Justice Alito, one of the usually conservative/right wing members wrote the majority opinion, which stated that:
“…States and public-sector unions may no longer extract agency fees from nonconsenting employees. The First Amendment is violated when money is taken from nonconsenting employees for a public-sector union; employees must choose to support the union before anything is taken from them. Accordingly, neither an agency fee nor any other form of payment to a public-sector union may be deducted from an employee, nor may any other attempt be made to collect such a payment, unless the employee affirmatively consents to pay.”
Unions have been a significant factor in America’s social, political, and economic life over the last 100 years. They helped in creation of the 5 day work week, the 8-hour workday, paid vacations, sick leave, and health benefits. Politically, they have been a major component of the coalitions that elected Obama, Clinton, and most post-WW II Democratic Presidents. Locally, Governors Cuomo and Murphy are in office due to union support/personnel and Black/Brown votes.
And it is the political power of labor that is the target of the court decision. Mark Janus’ multi-year, highly expensive lawsuit was financed by a coalition of organizations including the Center for Individual Rights (CIR), the National Right to Work Legal Defense Foundation (NRTWLDF), and the Liberty Justice Center (LJC). Each of these organizations have somewhat misleading names and unquestionably anti-worker agendas.
CIR’s conception of “individual rights” puts the worker at the mercy of the employer – as an individual (s)he doesn’t have the power to negotiate the conditions of work, (s)he must accept whatever is offered. Similarly, NRTWLDF is silent on the worker’s need to have a living wage and a safe work environment. And the LJC “liberates” workers from job security, wage increases, and due process when disputes take place.
All of these organizations are funded by employers and the wealthy, not by worker organizations. All of their efforts undermine the status of working people.
The Court seems to have a wicked sense of humor in regards to the free speech clause of the U. S. Constitution. In the 2010 Citizens United v. the Federal Elections Commission (FEC), it ruled that legislated limits on corporate election spending violated the free speech rights of corporate “persons.” And since money facilitates speech (via newspaper ads, etc.) the decision effectively says that rich people and corporations are entitled to more speech that poorer citizens.

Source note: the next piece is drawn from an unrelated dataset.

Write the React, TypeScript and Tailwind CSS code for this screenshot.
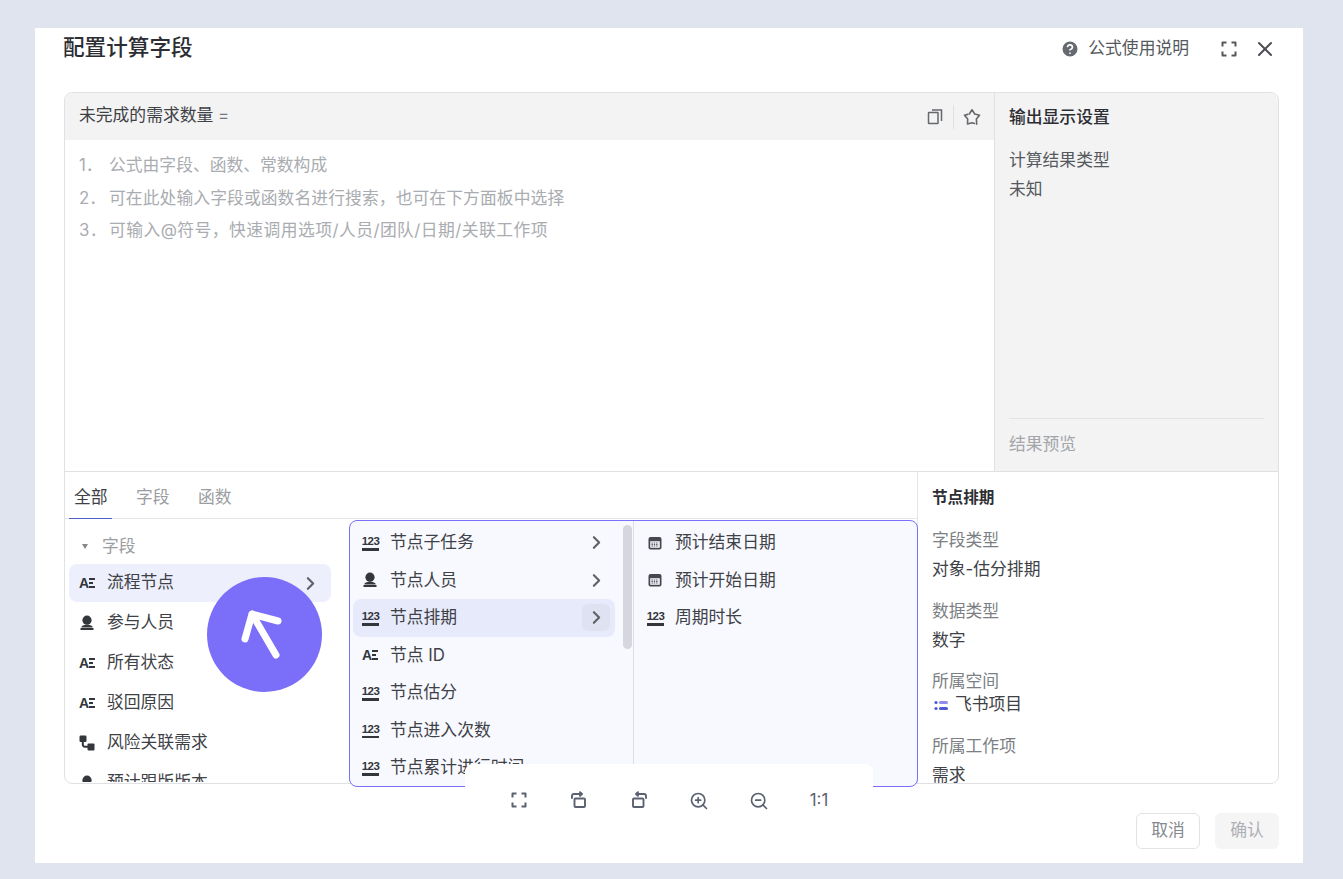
import { ChevronRight, CircleHelp, X, ZoomIn, ZoomOut } from "lucide-react";

type Kind = "num" | "text" | "user" | "link" | "date";

function NumIcon() {
  return (
    <span className="flex h-[16px] w-[17px] shrink-0 flex-col items-center justify-end">
      <span className="[font-family:'Liberation_Sans',sans-serif] text-[11.5px] leading-[11px] font-bold tracking-[-0.6px] text-[#33363a]">123</span>
      <span className="mt-[1px] h-[2.500px] w-[17px] bg-[#33363a]" />
    </span>
  );
}

function TextIcon() {
  return (
    <span className="flex h-[15px] w-[16px] shrink-0 items-center">
      <span className="[font-family:'Liberation_Sans',sans-serif] text-[14px] leading-none font-bold text-[#33363a]">A</span>
      <span className="flex flex-col gap-[2px]">
        <span className="h-[2px] w-[6px] bg-[#33363a]" />
        <span className="h-[2px] w-[4px] bg-[#33363a]" />
        <span className="h-[2px] w-[6px] bg-[#33363a]" />
      </span>
    </span>
  );
}

function FieldIcon({ kind }: { kind: Kind }) {
  if (kind === "num") return <NumIcon />;
  if (kind === "text") return <TextIcon />;
  if (kind === "user") {
    return (
      <svg width="16" height="16" viewBox="0 0 16 16" className="shrink-0" fill="#33363a">
        <circle cx="8" cy="5.200" r="4.600" />
        <path d="M2.500 11.500c1-1.200 3.300-1.700 5.500-1.700s4.500.5 5.500 1.700v1h-11z" />
        <rect x="1.500" y="13" width="13" height="2" />
      </svg>
    );
  }
  if (kind === "link") {
    return (
      <svg width="16" height="16" viewBox="0 0 16 16" className="shrink-0" fill="#33363a">
        <rect x="0.500" y="0.500" width="7" height="6.500" rx="1.200" />
        <path d="M2.800 6h2v3.400c0 .9.500 1.400 1.400 1.400H9v2H6c-2 0-3.200-1.200-3.200-3.200z" />
        <rect x="8.500" y="8.500" width="7" height="7" rx="1" />
      </svg>
    );
  }
  return (
    <svg width="16" height="16" viewBox="0 0 16 16" className="shrink-0">
      <rect x="1.500" y="2" width="13" height="12.500" rx="2" fill="#45484e" />
      <rect x="3.200" y="6.200" width="9.600" height="6.600" fill="#f2f3f8" />
      <path d="M4.500 8h7M4.500 9.500h7M4.500 11h7" stroke="#45484e" strokeWidth="0.900" strokeDasharray="1.400 0.900" />
    </svg>
  );
}

function ExpandIcon({ color = "#5a6170" }: { color?: string }) {
  return (
    <svg width="18" height="18" viewBox="0 0 18 18" fill="none" stroke={color} strokeWidth="2" strokeLinejoin="round">
      <path d="M2.500 6.500V2.500h4M11.500 2.500h4v4M15.500 11.500v4h-4M6.500 15.500h-4v-4" />
    </svg>
  );
}

function RotateIcon({ flip }: { flip?: boolean }) {
  return (
    <svg width="18" height="18" viewBox="0 0 18 18" fill="none" stroke="#5a6170" strokeWidth="1.900" strokeLinecap="round" strokeLinejoin="round" className={flip ? "-scale-x-100" : ""}>
      <rect x="4.500" y="7.500" width="10.500" height="8.500" rx="1" />
      <path d="M2 7V5C2 3.800 2.800 3 4 3h7.500M10 1.200 12 3l-2 1.800" />
    </svg>
  );
}

function CopyIcon() {
  return (
    <svg width="17" height="17" viewBox="0 0 17 17" fill="none" stroke="#65686d" strokeWidth="1.500">
      <rect x="1.500" y="4.500" width="9.500" height="11" rx="0.500" />
      <path d="M5 2h9.500v11" />
    </svg>
  );
}

function PinStarIcon() {
  return (
    <svg width="18" height="18" viewBox="0 0 18 18" fill="none" stroke="#65686d" strokeWidth="1.600" strokeLinecap="round" strokeLinejoin="round">
      <path d="M6.300 6 9 1.800 11.700 6l4.800 1.200-3.100 3.900.3 5" />
      <path d="M11.500 15.500 9 14.700 4.500 16l.2-5-3.200-3.800L4.800 6.400" />
    </svg>
  );
}

const mainFields: { kind: Kind; label: string; active?: boolean }[] = [
  { kind: "text", label: "流程节点", active: true },
  { kind: "user", label: "参与人员" },
  { kind: "text", label: "所有状态" },
  { kind: "text", label: "驳回原因" },
  { kind: "link", label: "风险关联需求" },
  { kind: "user", label: "预计跟版版本" },
];

const nodeFields: { kind: Kind; label: string; arrow?: boolean; active?: boolean }[] = [
  { kind: "num", label: "节点子任务", arrow: true },
  { kind: "user", label: "节点人员", arrow: true },
  { kind: "num", label: "节点排期", arrow: true, active: true },
  { kind: "text", label: "节点 ID" },
  { kind: "num", label: "节点估分" },
  { kind: "num", label: "节点进入次数" },
  { kind: "num", label: "节点累计进行时间" },
];

const scheduleFields: { kind: Kind; label: string }[] = [
  { kind: "date", label: "预计结束日期" },
  { kind: "date", label: "预计开始日期" },
  { kind: "num", label: "周期时长" },
];

export default function App() {
  return (
    <div className="h-[879px] w-[1343px] overflow-hidden bg-[#e0e4ef] pt-[28px] pl-[35px] [font-family:Inter,'Noto_Sans_CJK_SC',sans-serif] text-[16.8px] text-[#3e4146]">
      <div className="relative flex h-[835px] w-[1268px] flex-col bg-white px-[29px]">
        <header className="flex h-[40px] items-center justify-between">
          <h1 className="-ml-[1px] text-[21.6px] leading-none font-medium text-[#2c2e33]">配置计算字段</h1>
          <div className="flex items-center pt-[2px]">
            <CircleHelp size={20} fill="#666a70" stroke="#ffffff" strokeWidth={2} className="mr-[8px]" />
            <span className="text-[#55585d]">公式使用说明</span>
            <span className="mr-[15px] ml-[31px]"><ExpandIcon color="#55585d" /></span>
            <X size={24} stroke="#4a4d52" strokeWidth={2} className="-mr-[3px]" />
          </div>
        </header>

        <section className="mt-[24px] flex h-[692px] w-[1215px] flex-col rounded-lg border border-[#dfe1e4]">
          <div className="flex h-[379px] border-b border-[#dfe1e4]">
            <div className="flex min-w-0 flex-1 flex-col">
              <div className="flex h-[47px] items-center justify-between rounded-tl-lg bg-[#f3f3f3] pr-[13px] pl-[14px]">
                <span className="pb-[2px]">未完成的需求数量 <span className="text-[#74777c]">=</span></span>
                <div className="flex items-center">
                  <CopyIcon />
                  <span className="mx-[9px] h-[24px] w-px bg-[#e0e1e3]" />
                  <PinStarIcon />
                </div>
              </div>
              <ol className="px-[14px] pt-[9px] leading-[32.5px] text-[#a9acb0]">
                <li><span className="inline-block w-[30px]">1．</span>公式由字段、函数、常数构成</li>
                <li className="tracking-[0.08px]"><span className="inline-block w-[30px]">2．</span>可在此处输入字段或函数名进行搜索，也可在下方面板中选择</li>
                <li className="tracking-[0.45px]"><span className="inline-block w-[30px]">3．</span>可输入@符号，快速调用选项/人员/团队/日期/关联工作项</li>
              </ol>
            </div>
            <aside className="flex w-[284px] shrink-0 flex-col rounded-tr-lg border-l border-[#dfe1e4] bg-[#f3f3f3] px-[14px]">
              <h2 className="mt-[11px] leading-[26px] font-medium text-[#2c2e33]">输出显示设置</h2>
              <p className="mt-[16px] leading-[29px] text-[#55585d]">计算结果类型</p>
              <p className="leading-[29px] text-[#55585d]">未知</p>
              <div className="mt-auto border-t border-[#e1e3e3] pt-[12px] pb-[14px] leading-[26px] text-[#a2a5a9]">结果预览</div>
            </aside>
          </div>

          <div className="flex min-h-0 flex-1">
            <div className="relative min-w-0 flex-1">
              <div className="flex h-[47px] gap-[28.400px] border-b border-[#e5e6e9] pl-[9px]">
                <div className="relative leading-[50px] text-[#3e4146]">
                  全部
                  <span className="absolute right-[-4px] bottom-[-1px] left-[-5px] h-[1.500px] bg-[#4d62c4]" />
                </div>
                <div className="leading-[50px] text-[#9a9da1]">字段</div>
                <div className="leading-[50px] text-[#9a9da1]">函数</div>
              </div>
              <div className="h-[263px] w-[284px] overflow-hidden rounded-bl-lg px-[4px]">
                <div className="flex h-[45px] items-center pt-[10px] pl-[13px] text-[#9a9da1]">
                  <span className="mr-[14px] h-0 w-0 border-x-[3.500px] border-t-[5px] border-x-transparent border-t-[#85888d]" />
                  字段
                </div>
                {mainFields.map((f) => (
                  <div key={f.label} className={`mb-[2px] flex h-[38px] w-[262px] items-center rounded-lg pr-[10px] pl-[10px] ${f.active ? "bg-[#edf0fc]" : ""}`}>
                    <span className="flex w-[28px] shrink-0"><FieldIcon kind={f.kind} /></span>
                    <span className="flex-1">{f.label}</span>
                    {f.active && <ChevronRight size={21} stroke="#5f6267" strokeWidth={2.500} />}
                  </div>
                ))}
              </div>

              <div className="absolute top-[48px] left-[284px] flex h-[267px] w-[569px] overflow-hidden rounded-lg border-[1.500px] border-[#7b6ef8] bg-[#f8f9ff]">
                <div className="relative w-[284px] shrink-0 border-r border-[#dcdde2] pt-[3px] pl-[3px]">
                  {nodeFields.map((f) => (
                    <div key={f.label} className={`flex h-[37.5px] w-[262px] items-center rounded-lg pr-[5px] pl-[9px] ${f.active ? "bg-[#e7eafa]" : ""}`}>
                      <span className="flex w-[28px] shrink-0"><FieldIcon kind={f.kind} /></span>
                      <span className="flex-1 whitespace-nowrap">{f.label}</span>
                      {f.arrow && (
                        <span className={`flex h-[27px] w-[28px] items-center justify-center rounded-md ${f.active ? "bg-[#dfe2f0]" : ""}`}>
                          <ChevronRight size={21} stroke="#5f6267" strokeWidth={2.500} />
                        </span>
                      )}
                    </div>
                  ))}
                  <span className="absolute top-[4px] right-[1px] h-[124px] w-[9px] rounded-full bg-[#d6d7de]" />
                </div>
                <div className="flex-1 pt-[3px] pl-[13px]">
                  {scheduleFields.map((f) => (
                    <div key={f.label} className="flex h-[37.5px] items-center">
                      <span className="flex w-[28px] shrink-0"><FieldIcon kind={f.kind} /></span>
                      <span>{f.label}</span>
                    </div>
                  ))}
                </div>
              </div>
            </div>

            <aside className="w-[361px] shrink-0 overflow-hidden rounded-br-lg border-l border-[#e5e6e9] pl-[14px]">
              <h3 className="mt-[13px] text-[15.6px] leading-[26px] font-semibold text-[#2c2e33]">节点排期</h3>
              <p className="mt-[16px] leading-[26px] text-[#7c7f84]">字段类型</p>
              <p className="mt-[3px] leading-[26px]">对象-估分排期</p>
              <p className="mt-[16px] leading-[26px] text-[#7c7f84]">数据类型</p>
              <p className="mt-[3px] leading-[26px]">数字</p>
              <p className="mt-[15px] leading-[26px] text-[#7c7f84]">所属空间</p>
              <div className="flex h-[22px] items-center">
                <svg width="15" height="11" viewBox="0 0 15 11" className="mr-[6px] ml-[2px]">
                  <circle cx="2" cy="2.500" r="1.600" fill="#4f5bd5" />
                  <circle cx="2" cy="8.500" r="1.600" fill="#4f5bd5" />
                  <rect x="5" y="1" width="9" height="3" rx="1.500" fill="#8f8cf0" />
                  <rect x="5" y="7" width="9" height="3" rx="1.500" fill="#4f5bd5" />
                </svg>
                飞书项目
              </div>
              <p className="mt-[17px] leading-[26px] text-[#7c7f84]">所属工作项</p>
              <p className="mt-[3px] leading-[26px]">需求</p>
            </aside>
          </div>
        </section>

        <footer className="mt-[29px] flex w-[1215px] justify-end gap-[15px]">
          <button className="h-[36px] w-[64px] rounded-md border border-[#e2e3e5] bg-white text-[#85888d]">取消</button>
          <button className="h-[36px] w-[64px] rounded-md bg-[#f5f5f6] text-[#aeb0b4]">确认</button>
        </footer>

        {/* viewer toolbar sitting over the dialog */}
        <div className="absolute top-[736px] left-[430px] flex h-[70px] w-[408px] items-start rounded-t-lg bg-white pt-[27px] pl-[24px]">
          <span className="flex w-[60px] justify-center"><ExpandIcon /></span>
          <span className="flex w-[60px] justify-center"><RotateIcon /></span>
          <span className="flex w-[60px] justify-center"><RotateIcon flip /></span>
          <span className="flex w-[60px] justify-center"><ZoomIn size={20} stroke="#5a6170" strokeWidth={2} /></span>
          <span className="flex w-[60px] justify-center"><ZoomOut size={20} stroke="#5a6170" strokeWidth={2} /></span>
          <span className="flex w-[60px] justify-center text-[16.8px] leading-[18px] text-[#5a6170]">1:1</span>
        </div>

        {/* click marker over the list */}
        <div className="absolute top-[549px] left-[172px] h-[115px] w-[115px] rounded-full bg-[#7b6ef8]">
          <svg width="115" height="115" viewBox="0 0 115 115" fill="none" stroke="#ffffff" strokeWidth="7" strokeLinecap="round" strokeLinejoin="round">
            <path d="M69 78 45 37M71 44 45 37 38 62" />
          </svg>
        </div>
      </div>
    </div>
  );
}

Now, in the Janus decision, the court twice limits the free speech of labor unions – by draining their funds (freeloaders don’t have to contribute) while forcing them to represent the non-payers (the costs of which are another drain on funds paid by members.)
Justice Elena Kagan focused her dissent on the Stare Decisis (in Latin, let the decision stand) principal, which argues that the court should uphold prior decisions in most cases. In a rarely- seen rebuke of her colleagues, she said that the majority vote was turning the “…first Amendment into a sword, and using it against workaday economic and regulatory policy.”
The court’s action was more noteworthy because the 5-4, controversial decision overturned “Abood”, which was a unanimous 9-0 vote. Kagan’s dissent noted that;
Rarely if ever has the Court overruled a decision—let alone one of this import—with so little regard for the usual principles of stare decisis. There are no special justifications for reversing Abood. It has proved workable. No recent developments have eroded its underpinnings. And it is deeply entrenched, in both the law and the real world. More than 20 States have statutory schemes built on the decision. Those laws underpin thousands of ongoing contracts involving millions of employees. Reliance interests do not come any stronger than those surrounding Abood. And likewise, judicial disruption does not get any greater than what the Court does today.
Shortly after the decision was announced, plaintiff Janus resigned his government position. He joined the staff of the advocacy group that financed and litigated his suit.
We’re one Justice shy of a super-conservative Trump court. And to paraphrase the late, great journalist Les Payne – Boy, what a country.